- [Entries]
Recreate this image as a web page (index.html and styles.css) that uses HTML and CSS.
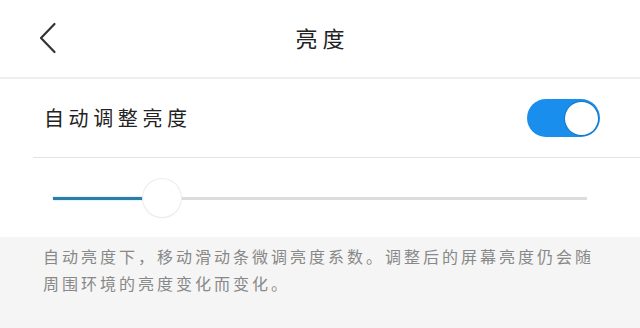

--

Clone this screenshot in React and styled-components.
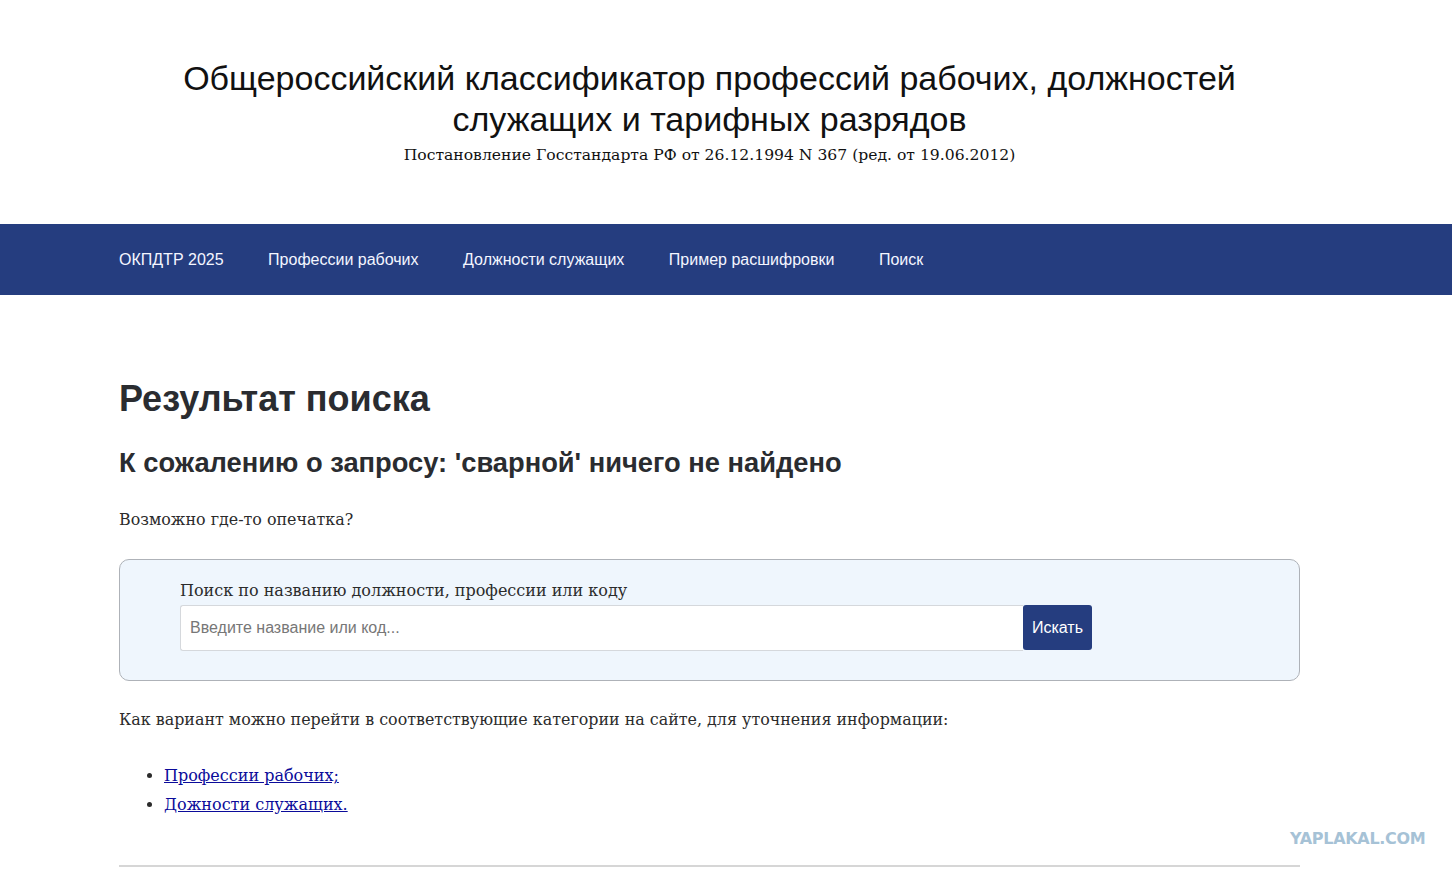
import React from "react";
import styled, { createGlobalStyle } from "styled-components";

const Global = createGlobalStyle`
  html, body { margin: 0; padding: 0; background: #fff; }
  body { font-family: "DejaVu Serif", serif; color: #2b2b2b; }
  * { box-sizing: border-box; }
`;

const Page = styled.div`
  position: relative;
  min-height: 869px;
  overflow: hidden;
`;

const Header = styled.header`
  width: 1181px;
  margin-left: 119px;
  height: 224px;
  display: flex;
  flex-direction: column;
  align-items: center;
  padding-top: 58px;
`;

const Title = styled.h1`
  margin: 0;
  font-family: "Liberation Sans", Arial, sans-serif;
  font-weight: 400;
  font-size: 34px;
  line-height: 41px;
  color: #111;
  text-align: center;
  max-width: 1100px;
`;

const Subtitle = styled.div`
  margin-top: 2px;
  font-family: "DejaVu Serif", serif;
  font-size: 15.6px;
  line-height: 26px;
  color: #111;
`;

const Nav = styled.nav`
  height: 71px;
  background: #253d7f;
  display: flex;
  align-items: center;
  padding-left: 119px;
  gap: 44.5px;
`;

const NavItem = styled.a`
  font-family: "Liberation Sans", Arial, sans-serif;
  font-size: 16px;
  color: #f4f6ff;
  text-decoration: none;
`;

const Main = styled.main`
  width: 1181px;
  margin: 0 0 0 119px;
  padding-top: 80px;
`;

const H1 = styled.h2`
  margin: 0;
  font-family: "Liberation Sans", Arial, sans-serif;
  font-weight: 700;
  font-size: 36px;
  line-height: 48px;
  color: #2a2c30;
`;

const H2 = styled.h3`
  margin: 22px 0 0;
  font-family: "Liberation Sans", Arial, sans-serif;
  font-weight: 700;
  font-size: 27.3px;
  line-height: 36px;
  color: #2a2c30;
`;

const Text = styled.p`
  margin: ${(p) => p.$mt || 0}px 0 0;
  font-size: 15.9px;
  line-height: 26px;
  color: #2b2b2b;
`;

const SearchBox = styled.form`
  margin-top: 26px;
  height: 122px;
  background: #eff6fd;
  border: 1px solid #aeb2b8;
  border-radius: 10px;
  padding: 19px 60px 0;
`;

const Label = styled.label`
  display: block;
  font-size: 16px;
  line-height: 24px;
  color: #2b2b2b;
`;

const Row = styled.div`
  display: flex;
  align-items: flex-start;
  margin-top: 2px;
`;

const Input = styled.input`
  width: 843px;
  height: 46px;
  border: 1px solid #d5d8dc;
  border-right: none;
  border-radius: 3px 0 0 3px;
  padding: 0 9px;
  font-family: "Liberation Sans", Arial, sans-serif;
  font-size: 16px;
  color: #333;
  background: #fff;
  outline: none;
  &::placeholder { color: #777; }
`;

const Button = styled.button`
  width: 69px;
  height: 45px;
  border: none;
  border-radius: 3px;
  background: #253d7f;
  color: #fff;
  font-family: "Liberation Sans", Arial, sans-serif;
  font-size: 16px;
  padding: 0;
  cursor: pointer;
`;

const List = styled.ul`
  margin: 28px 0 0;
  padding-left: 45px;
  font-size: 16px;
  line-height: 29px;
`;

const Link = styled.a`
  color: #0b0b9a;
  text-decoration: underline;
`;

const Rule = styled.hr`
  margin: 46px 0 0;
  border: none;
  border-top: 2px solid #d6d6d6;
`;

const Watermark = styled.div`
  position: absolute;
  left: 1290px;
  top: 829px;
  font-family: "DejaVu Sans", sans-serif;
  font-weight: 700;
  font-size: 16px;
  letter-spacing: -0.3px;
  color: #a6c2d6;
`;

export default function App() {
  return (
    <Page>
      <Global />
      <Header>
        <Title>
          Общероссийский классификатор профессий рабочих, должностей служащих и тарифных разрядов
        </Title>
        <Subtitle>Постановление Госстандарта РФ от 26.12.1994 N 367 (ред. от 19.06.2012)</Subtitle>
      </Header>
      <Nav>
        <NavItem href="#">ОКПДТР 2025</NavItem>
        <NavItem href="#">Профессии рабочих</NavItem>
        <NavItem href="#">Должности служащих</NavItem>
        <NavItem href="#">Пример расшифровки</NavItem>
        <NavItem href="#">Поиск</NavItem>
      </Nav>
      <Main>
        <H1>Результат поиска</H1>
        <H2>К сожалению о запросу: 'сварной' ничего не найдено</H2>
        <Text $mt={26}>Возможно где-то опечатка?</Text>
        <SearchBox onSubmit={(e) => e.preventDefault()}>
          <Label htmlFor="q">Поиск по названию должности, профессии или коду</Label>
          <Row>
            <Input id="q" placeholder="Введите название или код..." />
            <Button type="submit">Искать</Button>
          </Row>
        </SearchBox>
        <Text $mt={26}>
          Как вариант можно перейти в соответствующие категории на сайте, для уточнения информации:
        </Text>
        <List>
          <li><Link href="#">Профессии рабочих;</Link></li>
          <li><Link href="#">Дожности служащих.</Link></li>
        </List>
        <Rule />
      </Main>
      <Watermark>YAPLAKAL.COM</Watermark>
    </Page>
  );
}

- [Set exercise]
Give the number of lines in the entries above that include the string "this". No other output is expected.

- [Complete output]
2